A la mañana siguiente, aprovechando que los cuidadores estaban noqueados por el tequila, Jorge y su amigo huyeron de esa casa. Poco habla de su escape: por dos días caminaron entre cerros ocres y casas con agujeros de bala como si tuvieran viruela. Cuando creyeron estar lejos pidieron auxilio a un grupo de militares, quienes les dieron dinero para comprar boletos de camión de vuelta al Estado de México. No pudieron convencerlos de poner una denuncia.

“No duermo, no como, soy como un zombie. A veces, pienso que lo mejor era que me hubieran matado ahí mismo. No tendría que sentir esto que todos los días siento”, cuenta Jorge sin dejar de frotarse las manos contra el pecho, como si quisiera limpiar la sangre de aquel día que se le metió bajo las uñas. “¿Te dije que intenté ser vegetariano? Me da un chingo de asco la carne. Peor si está cruda. No puedo ni verla en el mercado”.

¿Cuántos más como tú había en esa casa?, le pregunto y hace una mueca de dolor. “Un chingo”, dice, pero no tiene un número exacto. “Y nos dijeron que esperaban a más gente, que por eso había que apurarse a tener más cuerpos porque no querían pendejos que fueran al relajo.
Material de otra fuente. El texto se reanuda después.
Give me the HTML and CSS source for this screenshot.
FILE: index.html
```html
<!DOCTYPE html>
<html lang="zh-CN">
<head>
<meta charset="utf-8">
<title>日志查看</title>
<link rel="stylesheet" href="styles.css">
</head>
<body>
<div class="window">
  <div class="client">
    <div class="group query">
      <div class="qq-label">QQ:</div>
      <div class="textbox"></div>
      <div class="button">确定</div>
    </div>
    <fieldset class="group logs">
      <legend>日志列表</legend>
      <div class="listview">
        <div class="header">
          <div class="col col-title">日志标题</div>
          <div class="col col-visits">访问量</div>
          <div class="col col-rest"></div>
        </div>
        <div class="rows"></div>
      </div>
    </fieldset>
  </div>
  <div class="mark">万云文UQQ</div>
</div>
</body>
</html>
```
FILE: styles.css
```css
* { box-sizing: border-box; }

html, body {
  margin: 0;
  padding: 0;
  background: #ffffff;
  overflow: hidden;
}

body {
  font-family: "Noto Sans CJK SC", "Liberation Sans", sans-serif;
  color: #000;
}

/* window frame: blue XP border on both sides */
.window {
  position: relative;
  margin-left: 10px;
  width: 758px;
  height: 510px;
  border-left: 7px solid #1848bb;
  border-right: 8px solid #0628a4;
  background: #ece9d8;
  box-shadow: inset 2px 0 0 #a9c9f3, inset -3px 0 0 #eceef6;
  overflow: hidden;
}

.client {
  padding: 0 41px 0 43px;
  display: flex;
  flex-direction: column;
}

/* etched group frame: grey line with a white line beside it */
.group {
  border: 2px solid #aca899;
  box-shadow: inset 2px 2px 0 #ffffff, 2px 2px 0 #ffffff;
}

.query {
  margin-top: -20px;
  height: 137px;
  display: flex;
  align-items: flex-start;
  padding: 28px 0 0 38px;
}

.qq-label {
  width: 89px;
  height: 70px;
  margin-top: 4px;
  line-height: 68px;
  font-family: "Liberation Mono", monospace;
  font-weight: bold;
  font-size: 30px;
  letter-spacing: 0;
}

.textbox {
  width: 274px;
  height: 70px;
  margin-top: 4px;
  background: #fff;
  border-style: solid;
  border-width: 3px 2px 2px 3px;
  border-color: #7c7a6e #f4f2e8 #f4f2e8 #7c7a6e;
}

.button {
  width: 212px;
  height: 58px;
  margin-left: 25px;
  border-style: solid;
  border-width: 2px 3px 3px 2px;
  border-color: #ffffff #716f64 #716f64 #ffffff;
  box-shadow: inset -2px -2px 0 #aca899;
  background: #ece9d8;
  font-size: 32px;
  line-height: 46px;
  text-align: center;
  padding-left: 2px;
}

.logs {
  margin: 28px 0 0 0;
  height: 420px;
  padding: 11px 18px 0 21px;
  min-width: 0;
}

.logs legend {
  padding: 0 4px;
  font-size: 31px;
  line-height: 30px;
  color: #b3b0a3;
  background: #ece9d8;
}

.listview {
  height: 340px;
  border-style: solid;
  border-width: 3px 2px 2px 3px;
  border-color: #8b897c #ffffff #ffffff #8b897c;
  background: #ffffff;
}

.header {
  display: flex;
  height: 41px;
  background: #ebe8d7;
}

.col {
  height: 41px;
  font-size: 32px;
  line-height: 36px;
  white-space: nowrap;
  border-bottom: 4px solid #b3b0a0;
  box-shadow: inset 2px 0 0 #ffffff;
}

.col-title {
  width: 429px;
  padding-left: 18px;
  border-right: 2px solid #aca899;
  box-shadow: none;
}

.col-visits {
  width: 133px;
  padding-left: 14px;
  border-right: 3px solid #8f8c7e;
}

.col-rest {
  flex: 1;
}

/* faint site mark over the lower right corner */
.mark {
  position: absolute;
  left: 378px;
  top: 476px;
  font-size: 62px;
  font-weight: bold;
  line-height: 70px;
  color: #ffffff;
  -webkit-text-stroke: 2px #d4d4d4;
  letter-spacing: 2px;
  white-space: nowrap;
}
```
Si no sacaban un órgano, no servían para nada”.

Jorge ya no quiere hablar más. Su corazón se encoge cuando habla de “Eso Horrible” que hizo. Lo platicó porque necesitaba vomitarlo, como la carne descompuesta que se acumula en el estómago y que hay que expulsar o te mata. “Que tonto, ¿no? Necesito sacarme del pecho que le saqué a alguien algo de su pecho”, dice en el único momento de la charla en la que sonríe, aunque se parece más bien a una mueca.

Extiende la mano que considera maldita y da un apretón para despedirse. Murmura su número de Whatsapp por si quiero buscarlo otra vez, aunque preferiría que no lo hiciera. No sabe si tiene la fortaleza para recordar el machete, el crujido, el olor a tequila mezclado con el tufo a hierro de la sangre regada.

Jorge se va. Y sus piernas delgadas que se alejan bajo unos shorts anchos me recuerdan que, en unas semanas, cumplirá apenas 18 años (Óscar Balderas).